Driven money-mad by the Depression, dad stayed peeved at what I’d wasted on fiction. Noting my sense of humor and a certain idiot willingness to sometimes speak in public, he kept saying, “Think what General Motors might’ve paid you through the nose!” But now, through the magic of the Sentences, I can make still more of dad. It happened after I left home. On a Palm Beach golf course—him playing through with a famous Detroit magnate, a Ford of the auto Fords—my father got quizzed. Mr. Ford asked if dad’s strange Welsh last name might be related to that of the author of a fat new novel. And when my father acknowledged we were kin, the industrialist reached into a side pocket of his costly white leather golf bag. He pulled out a thumbed hardback copy of my book and asked my father to autograph it. Which dad immediately did. And to his credit, he phoned me from the club house and, excited, told me this had just happened.

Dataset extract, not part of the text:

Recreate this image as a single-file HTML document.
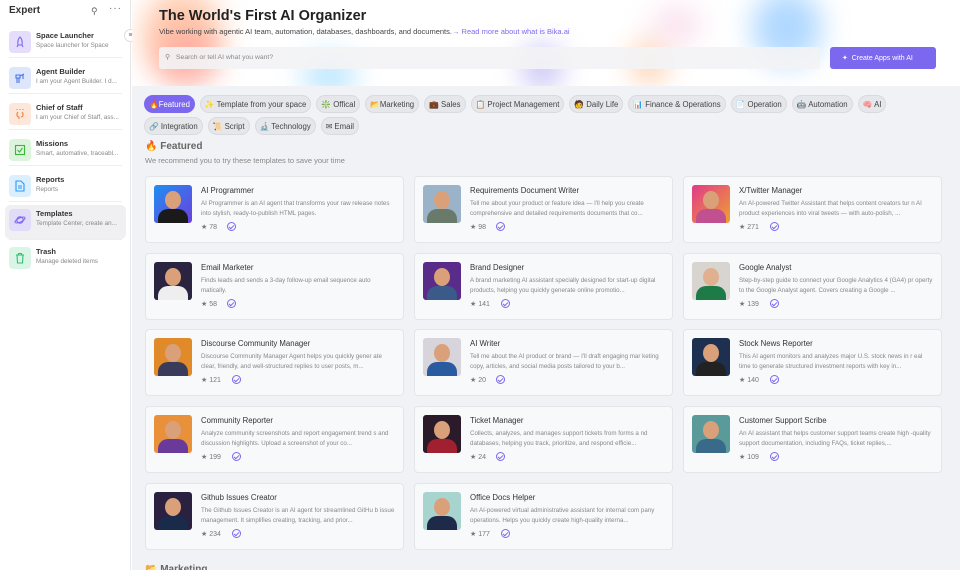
<!DOCTYPE html>
<html><head><meta charset="utf-8">
<style>
*{box-sizing:border-box;margin:0;padding:0}
body{width:960px;height:570px;overflow:hidden;font-family:"Liberation Sans",sans-serif;background:#fff;position:relative;color:#333}
.side{position:absolute;left:0;top:0;width:131px;height:570px;background:#fff;border-right:1px solid #e6e7eb}
.side .hd{position:absolute;left:9px;top:5px;font-size:10px;font-weight:bold;color:#333}
.side .ic1{position:absolute;left:91px;top:6px;font-size:9px;color:#666}
.side .ic2{position:absolute;left:109px;top:3px;font-size:10px;color:#666;letter-spacing:1px}
.it{position:absolute;left:5px;width:121px;height:34px;border-radius:5px}
.it .av{position:absolute;left:4px;top:4px;width:22px;height:22px;border-radius:4px;display:flex;align-items:center;justify-content:center}
.it .t{position:absolute;left:31px;top:4px;font-size:7.5px;font-weight:bold;color:#333}
.it .d{position:absolute;left:31px;top:15px;font-size:6.3px;color:#888;white-space:nowrap;width:88px;overflow:hidden}
.sep{position:absolute;left:9px;width:113px;height:1px;background:#eee}
.main{position:absolute;left:132px;top:0;width:828px;height:570px;overflow:hidden}
.top{position:absolute;left:0;top:0;width:828px;height:86px;background:#fff;overflow:hidden}
.blob{position:absolute;border-radius:50%;filter:blur(14px)}
.title{position:absolute;left:27px;top:8px;font-size:14.5px;font-weight:bold;color:#222}
.sub{position:absolute;left:27px;top:27px;font-size:7.5px;color:#444}
.sub span{color:#7b6cf0}
.search{position:absolute;left:27px;top:47px;width:661px;height:22px;background:rgba(243,243,245,.9);border-radius:3px;font-size:6.8px;color:#888;padding:7px 0 0 17px}
.btn{position:absolute;left:698px;top:47px;width:106px;height:22px;background:#7b68ee;border-radius:3px;color:#fff;font-size:7px;padding:7px 0 0 12px}
.gray{position:absolute;left:0;top:86px;width:828px;height:484px;background:#f1f2f5}
.chips{position:absolute;left:12px;top:9px;width:810px;display:flex;flex-wrap:wrap;column-gap:5px}
.chip{height:18px;margin-bottom:4px;border-radius:9px;background:#e6e7eb;border:1px solid #d9dadf;font-size:7.8px;color:#444;padding:4px 4px 0 4px;white-space:nowrap}
.chip.on{background:#7b68ee;color:#fff;border-color:#7b68ee}
.br{flex-basis:100%;height:0}
.fh{position:absolute;left:13px;top:55px;font-size:10px;font-weight:bold;color:#666}
.fs{position:absolute;left:13px;top:70px;font-size:7.5px;color:#888}
.card{position:absolute;width:259px;height:67px;background:#f8f9fb;border:1px solid #e4e5e9;border-radius:4px}
.card .pic{position:absolute;left:8px;top:8px;width:38px;height:38px;border-radius:3px;overflow:hidden}
.card .pic i{position:absolute;left:11px;top:6px;width:16px;height:18px;border-radius:50%;background:#d9a07a}
.card .pic b{position:absolute;left:4px;top:24px;width:30px;height:20px;border-radius:10px 10px 0 0}
.card .n{position:absolute;left:55px;top:9px;font-size:7.8px;color:#333}
.card .ds{position:absolute;left:55px;top:22px;width:195px;font-size:6.2px;line-height:10px;color:#888;height:20px;overflow:hidden}
.card .st{position:absolute;left:55px;top:46px;font-size:7px;color:#777}
.card .ck{position:absolute;top:45px;width:9px;height:9px;border:1.2px solid #7b68ee;border-radius:50%}
.card .ck:after{content:"";position:absolute;left:2px;top:1px;width:2px;height:4px;border:solid #7b68ee;border-width:0 1.2px 1.2px 0;transform:rotate(45deg)}
.mk{position:absolute;left:13px;top:478px;font-size:10px;font-weight:bold;color:#666}
</style></head><body>
<div class="side">
<div class="hd">Expert</div>
<div class="ic1">&#9906;</div><div class="ic2">···</div>
<div class="it" style="top:27px"><div class="av" style="background:#e4ddfb"><svg width="12" height="12" viewBox="0 0 12 12"><path d="M6 1C8 3 8.5 6 8 9H4C3.5 6 4 3 6 1ZM4 9L3 11M8 9L9 11" fill="none" stroke="#7b68ee" stroke-width="1.1"/></svg></div><div class="t">Space Launcher</div><div class="d">Space launcher for Space</div></div>
<div class="sep" style="top:57px"></div>
<div class="it" style="top:63px"><div class="av" style="background:#dde6fb"><svg width="12" height="12" viewBox="0 0 12 12"><path d="M2 3H6V6H2ZM6 4L10 2M9 2V7M3 6V11M5 6V11" fill="none" stroke="#4a74e8" stroke-width="1.1"/></svg></div><div class="t">Agent Builder</div><div class="d">I am your Agent Builder. I d...</div></div>
<div class="sep" style="top:93px"></div>
<div class="it" style="top:99px"><div class="av" style="background:#fde6da"><svg width="12" height="12" viewBox="0 0 12 12"><path d="M4 4C2 6 3 9 5 9V11M8 4C10 6 9 9 7 9M3 1V2M6 1V2M9 1V2" fill="none" stroke="#f0843c" stroke-width="1.1"/></svg></div><div class="t">Chief of Staff</div><div class="d">I am your Chief of Staff, ass...</div></div>
<div class="sep" style="top:129px"></div>
<div class="it" style="top:135px"><div class="av" style="background:#dcf3dc"><svg width="12" height="12" viewBox="0 0 12 12"><rect x="1.5" y="1.5" width="9" height="9" fill="none" stroke="#3cb53c" stroke-width="1.1"/><path d="M3.5 6L5.5 8L8.5 4" fill="none" stroke="#3cb53c" stroke-width="1.1"/></svg></div><div class="t">Missions</div><div class="d">Smart, automative, traceabl...</div></div>
<div class="sep" style="top:165px"></div>
<div class="it" style="top:171px"><div class="av" style="background:#dcefff"><svg width="12" height="12" viewBox="0 0 12 12"><path d="M2 1H7L10 4V11H2ZM4 6H8M4 8H8" fill="none" stroke="#2b9af3" stroke-width="1.1"/></svg></div><div class="t">Reports</div><div class="d">Reports</div></div>
<div class="sep" style="top:201px"></div>
<div class="it" style="top:205px;background:#f0f0f3"><div class="av" style="background:#e0dcf9;top:4px"><svg width="12" height="12" viewBox="0 0 12 12"><circle cx="6" cy="6" r="3.2" fill="none" stroke="#7b68ee" stroke-width="1.1"/><ellipse cx="6" cy="6" rx="5.5" ry="2" transform="rotate(-25 6 6)" fill="none" stroke="#7b68ee" stroke-width="1"/></svg></div><div class="t">Templates</div><div class="d">Template Center, create an...</div></div>
<div class="sep" style="top:239px"></div>
<div class="it" style="top:243px"><div class="av" style="background:#daf5e6"><svg width="12" height="12" viewBox="0 0 12 12"><path d="M2 3H10M4.5 3V1.5H7.5V3M3 3L3.5 11H8.5L9 3" fill="none" stroke="#2cbf74" stroke-width="1.1"/></svg></div><div class="t">Trash</div><div class="d">Manage deleted items</div></div>
<div style="position:absolute;left:124px;top:29px;width:13px;height:13px;border-radius:50%;background:#fff;border:1px solid #ddd;font-size:7px;text-align:center;line-height:11px;color:#666">&#8801;</div>
</div>
<div class="main">
<div class="top">
<div class="blob" style="left:10px;top:-10px;width:80px;height:90px;background:#ffb38a;opacity:.7"></div>
<div class="blob" style="left:25px;top:30px;width:60px;height:55px;background:#ff9a9a;opacity:.6"></div>
<div class="blob" style="left:170px;top:55px;width:55px;height:40px;background:#8fd6ff;opacity:.6"></div>
<div class="blob" style="left:390px;top:45px;width:40px;height:45px;background:#a49af0;opacity:.6"></div>
<div class="blob" style="left:500px;top:40px;width:35px;height:45px;background:#ffb07a;opacity:.6"></div>
<div class="blob" style="left:520px;top:5px;width:50px;height:40px;background:#f5c5e0;opacity:.5"></div>
<div class="blob" style="left:620px;top:-10px;width:70px;height:75px;background:#8fc8ff;opacity:.7"></div>
<div class="title">The World's First AI Organizer</div>
<div class="sub">Vibe working with agentic AI team, automation, databases, dashboards, and documents.<span>→ Read more about what is Bika.ai</span></div>
<div class="search"><span style="position:absolute;left:6px;top:6px">&#9906;</span>Search or tell AI what you want?</div>
<div class="btn">✦ &nbsp;Create Apps with AI</div>
</div>
<div class="gray">
<div class="chips">
<div class="chip on">🔥Featured</div><div class="chip">✨ Template from your space</div><div class="chip">❇️ Offical</div><div class="chip">📂Marketing</div><div class="chip">💼 Sales</div><div class="chip">📋 Project Management</div><div class="chip">🧑 Daily Life</div><div class="chip">📊 Finance &amp; Operations</div><div class="chip">📄 Operation</div><div class="chip">🤖 Automation</div><div class="chip">🧠 AI</div>
<div class="br"></div>
<div class="chip">🔗 Integration</div><div class="chip">📜 Script</div><div class="chip">🔬 Technology</div><div class="chip">✉ Email</div>
</div>
<div class="fh">🔥 Featured</div>
<div class="fs">We recommend you to try these templates to save your time</div>

<div class="card" style="left:13px;top:90px"><div class="pic" style="background:linear-gradient(135deg,#1f8ff0,#6b3fe0)"><i></i><b style="background:#1a1a1a"></b></div><div class="n">AI Programmer</div><div class="ds">AI Programmer is an AI agent that transforms your raw release notes into stylish, ready-to-publish HTML pages.</div><div class="st">★ 78</div><div class="ck" style="left:81px"></div></div>
<div class="card" style="left:282px;top:90px"><div class="pic" style="background:#9bb3c8"><i></i><b style="background:#6a7a6a"></b></div><div class="n">Requirements Document Writer</div><div class="ds">Tell me about your product or feature idea — I'll help you create comprehensive and detailed requirements documents that co...</div><div class="st">★ 98</div><div class="ck" style="left:81px"></div></div>
<div class="card" style="left:551px;top:90px"><div class="pic" style="background:linear-gradient(135deg,#e03a8a,#f0a030)"><i></i><b style="background:#c05090"></b></div><div class="n">X/Twitter Manager</div><div class="ds">An AI-powered Twitter Assistant that helps content creators tur n AI product experiences into viral tweets — with auto-polish, ...</div><div class="st">★ 271</div><div class="ck" style="left:86px"></div></div>

<div class="card" style="left:13px;top:167px"><div class="pic" style="background:#2a2440"><i></i><b style="background:#eee"></b></div><div class="n">Email Marketer</div><div class="ds">Finds leads and sends a 3-day follow-up email sequence auto matically.</div><div class="st">★ 58</div><div class="ck" style="left:81px"></div></div>
<div class="card" style="left:282px;top:167px"><div class="pic" style="background:#5a2c8a"><i></i><b style="background:#3a5a8a"></b></div><div class="n">Brand Designer</div><div class="ds">A brand marketing AI assistant specially designed for start-up digital products, helping you quickly generate online promotio...</div><div class="st">★ 141</div><div class="ck" style="left:86px"></div></div>
<div class="card" style="left:551px;top:167px"><div class="pic" style="background:#d8d4d0"><i style="background:#e0b090"></i><b style="background:#1e7a46"></b></div><div class="n">Google Analyst</div><div class="ds">Step-by-step guide to connect your Google Analytics 4 (GA4) pr operty to the Google Analyst agent. Covers creating a Google ...</div><div class="st">★ 139</div><div class="ck" style="left:86px"></div></div>

<div class="card" style="left:13px;top:243px"><div class="pic" style="background:#e08a2a"><i></i><b style="background:#3a3a5a"></b></div><div class="n">Discourse Community Manager</div><div class="ds">Discourse Community Manager Agent helps you quickly gener ate clear, friendly, and well-structured replies to user posts, m...</div><div class="st">★ 121</div><div class="ck" style="left:86px"></div></div>
<div class="card" style="left:282px;top:243px"><div class="pic" style="background:#d8d4dc"><i></i><b style="background:#2a5aa0"></b></div><div class="n">AI Writer</div><div class="ds">Tell me about the AI product or brand — I'll draft engaging mar keting copy, articles, and social media posts tailored to your b...</div><div class="st">★ 20</div><div class="ck" style="left:81px"></div></div>
<div class="card" style="left:551px;top:243px"><div class="pic" style="background:#1e3050"><i></i><b style="background:#222"></b></div><div class="n">Stock News Reporter</div><div class="ds">This AI agent monitors and analyzes major U.S. stock news in r eal time to generate structured investment reports with key in...</div><div class="st">★ 140</div><div class="ck" style="left:86px"></div></div>

<div class="card" style="left:13px;top:320px"><div class="pic" style="background:#e8903a"><i></i><b style="background:#6a3a9a"></b></div><div class="n">Community Reporter</div><div class="ds">Analyze community screenshots and report engagement trend s and discussion highlights. Upload a screenshot of your co...</div><div class="st">★ 199</div><div class="ck" style="left:86px"></div></div>
<div class="card" style="left:282px;top:320px"><div class="pic" style="background:#2a1a2a"><i></i><b style="background:#a02030"></b></div><div class="n">Ticket Manager</div><div class="ds">Collects, analyzes, and manages support tickets from forms a nd databases, helping you track, prioritize, and respond efficie...</div><div class="st">★ 24</div><div class="ck" style="left:81px"></div></div>
<div class="card" style="left:551px;top:320px"><div class="pic" style="background:#5a9a9a"><i></i><b style="background:#3a6a8a"></b></div><div class="n">Customer Support Scribe</div><div class="ds">An AI assistant that helps customer support teams create high -quality support documentation, including FAQs, ticket replies,...</div><div class="st">★ 109</div><div class="ck" style="left:86px"></div></div>

<div class="card" style="left:13px;top:397px"><div class="pic" style="background:#2a2040"><i></i><b style="background:#1a2a4a"></b></div><div class="n">Github Issues Creator</div><div class="ds">The Github Issues Creator is an AI agent for streamlined GitHu b issue management. It simplifies creating, tracking, and prior...</div><div class="st">★ 234</div><div class="ck" style="left:86px"></div></div>
<div class="card" style="left:282px;top:397px"><div class="pic" style="background:#a8d4d0"><i></i><b style="background:#1e2a4a"></b></div><div class="n">Office Docs Helper</div><div class="ds">An AI-powered virtual administrative assistant for internal com pany operations. Helps you quickly create high-quality interna...</div><div class="st">★ 177</div><div class="ck" style="left:86px"></div></div>
<div class="mk">📂 Marketing</div>
</div>
</div>
</body></html>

Being asked to sign made him seriously reconsider whether fiction might not, after all, have certain social uses. And when (going too far as usual) I risked asking him what he had signed in Ford’s copy of my book, dad paused.
Well, he said, he had simply inscribed his name—you know, legibly, as you would on a check. “But,” he added. “In the space under that? I just wrote ‘His Father.’”
So here, O Fellow Masters of Fine Arts, is my last wish for you. That your whole family, your culture, our glorious gullible country and, yes, our very literature will countersign your writing.
“If wishes were horses, beggars would ride.”
And today, through you, that happens. (So, ride, my valiant fellow beggars, ride!)